Customer agrees that Adronite may identify Customer as a customer and use Customer’s logo and trademark in Adronite’s promotional materials. Notwithstanding anything herein to the contrary, Customer acknowledges that Adronite may disclose the existence and terms and conditions of this Agreement to its advisors, actual and potential sources of financing, and to third parties for due diligence purposes.

  1. NOTICES

All notices, consents, and other communications between the parties under or regarding this Agreement must be in writing (which includes email and facsimile) and be addressed according to information provided on an Order Form.

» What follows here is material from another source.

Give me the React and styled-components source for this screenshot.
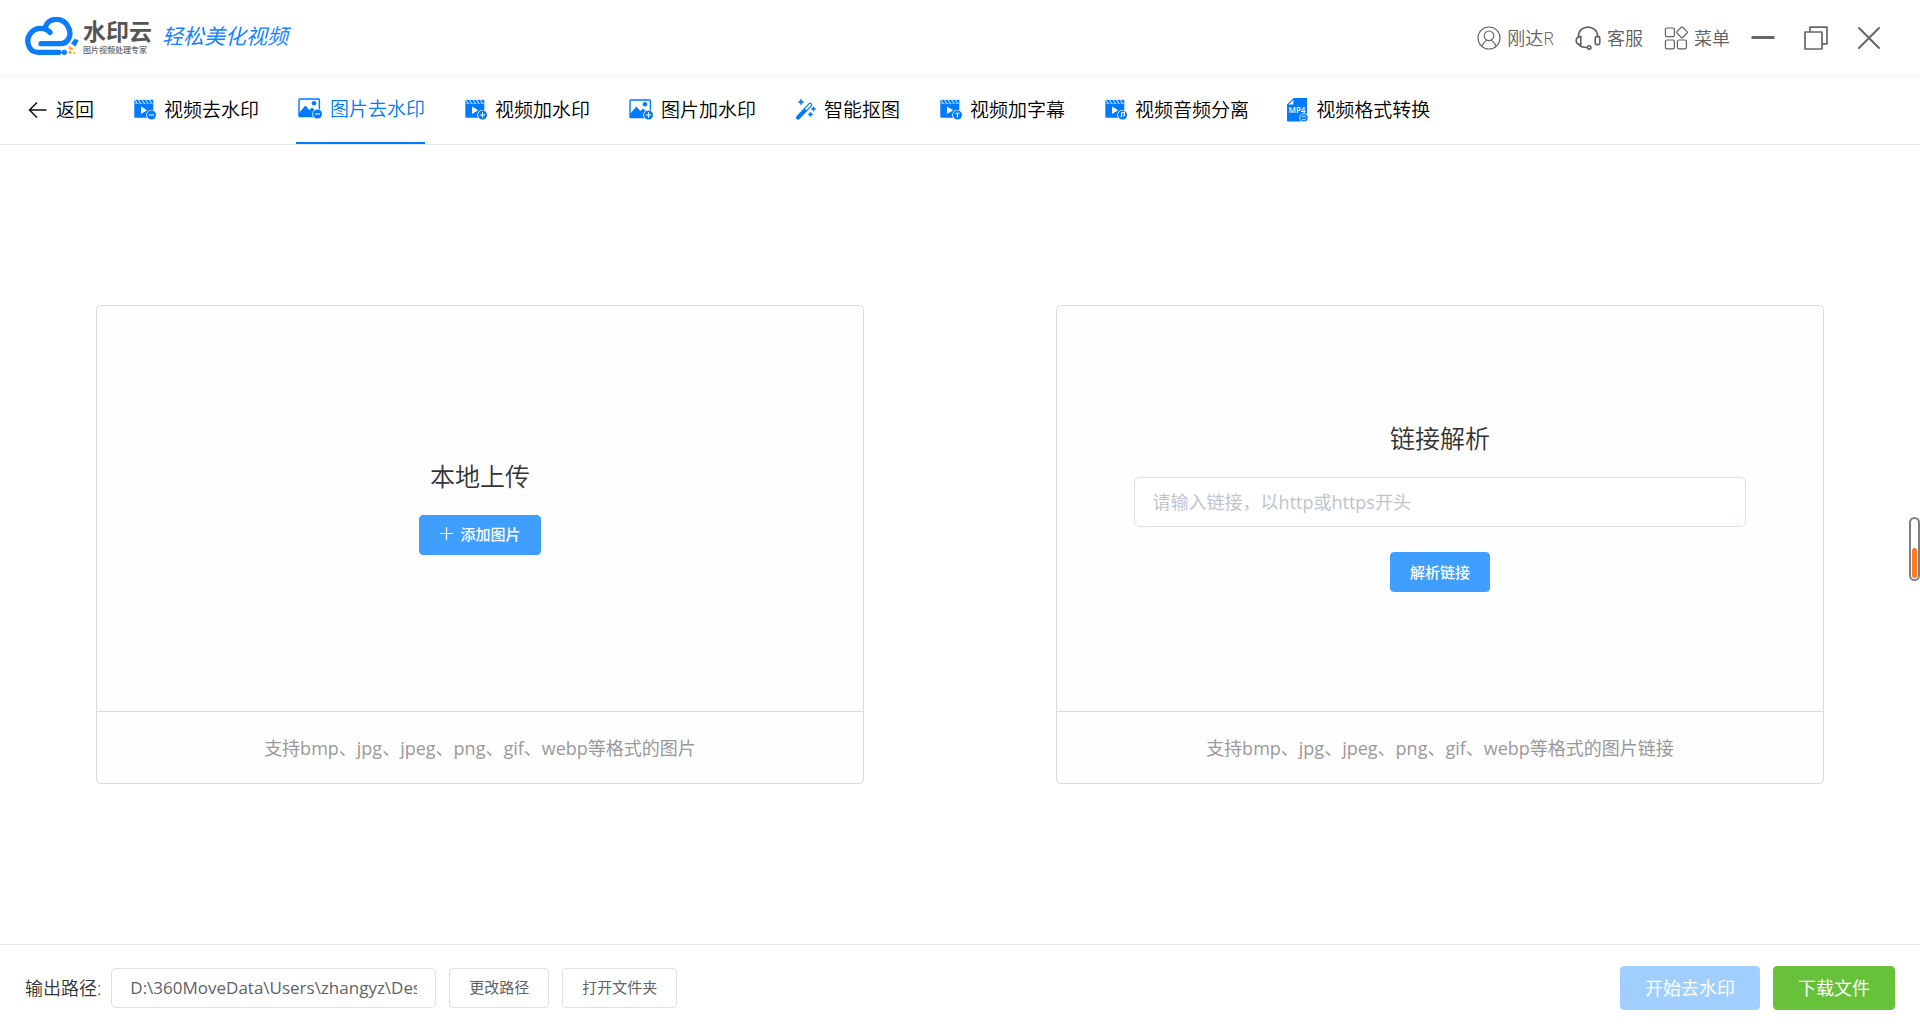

All notices, consents and other communications between the parties under a Subscription Services will be sent to the recipient’s address specified thereon. All communications will be deemed to have been received on the date received. Either party may change its address for notices by giving written notice of the new address to the other party in accordance with this Section.

  1. FORCE MAJEURE

Adronite is not responsible nor liable for any delays or failures in performance from any cause beyond its control, including, but not limited to acts of God, changes to law or regulations, embargoes, war, terrorist acts, acts or omissions of third-party technology providers, riots, fires, earthquakes, floods, power blackouts, strikes, weather conditions or acts of hackers, internet service providers or any other third party or acts or omissions of Customer or any Authorized User.

  1. ASSIGNMENT

Adronite may assign or sublicense any or all of its obligations under this Agreement to any third party without the prior written consent of Customer; Customer may not assign this Agreement without the written consent of Adronite provided that no consent is required in connection with an assignment to an affiliate or in connection with any merger, reorganization, consolidation, sale of assets or similar transaction. 

  1. GENERAL PROVISIONS

If any provision of this Agreement is found to be unenforceable or invalid, that provision will be limited or eliminated to the minimum extent necessary so that this Agreement will otherwise remain in full force and effect and enforceable. This Agreement, together with the Subscription Services entered into hereunder and all exhibits, annexes, and addenda hereto and thereto, is the complete and exclusive statement of the mutual understanding of the parties and supersedes and cancels all previous written and oral agreements, communications, and other understandings relating to the subject matter of this Agreement. All waivers and modifications must be in writing and signed by both parties, except as otherwise provided herein. No agency, partnership, joint venture, or employment is created as a result of this Agreement, and neither party has the authority to bind the other party in any respect whatsoever. In the event of a conflict between this Agreement and any Subscription Services, such Subscription Services shall prevail unless otherwise expressly indicated in this Agreement or such Subscription Services. The heading references herein are for convenience purposes only and shall not be deemed to limit or affect any of the provisions hereof. Unless otherwise indicated to the contrary herein by the context or use thereof: (i) the words “hereof,” “hereby,” “herein,” “hereto,” and “hereunder” and words of similar import shall refer to this Agreement as a whole and not to any particular Section or paragraph of this Agreement; (ii) the words “include,” “includes” or “including” are deemed to be followed by the words “without limitation;” (iii) references to a “Section” or “Exhibit” are references to a section of, or exhibit to this Agreement, and (iv) derivative forms of defined terms will have correlative meanings.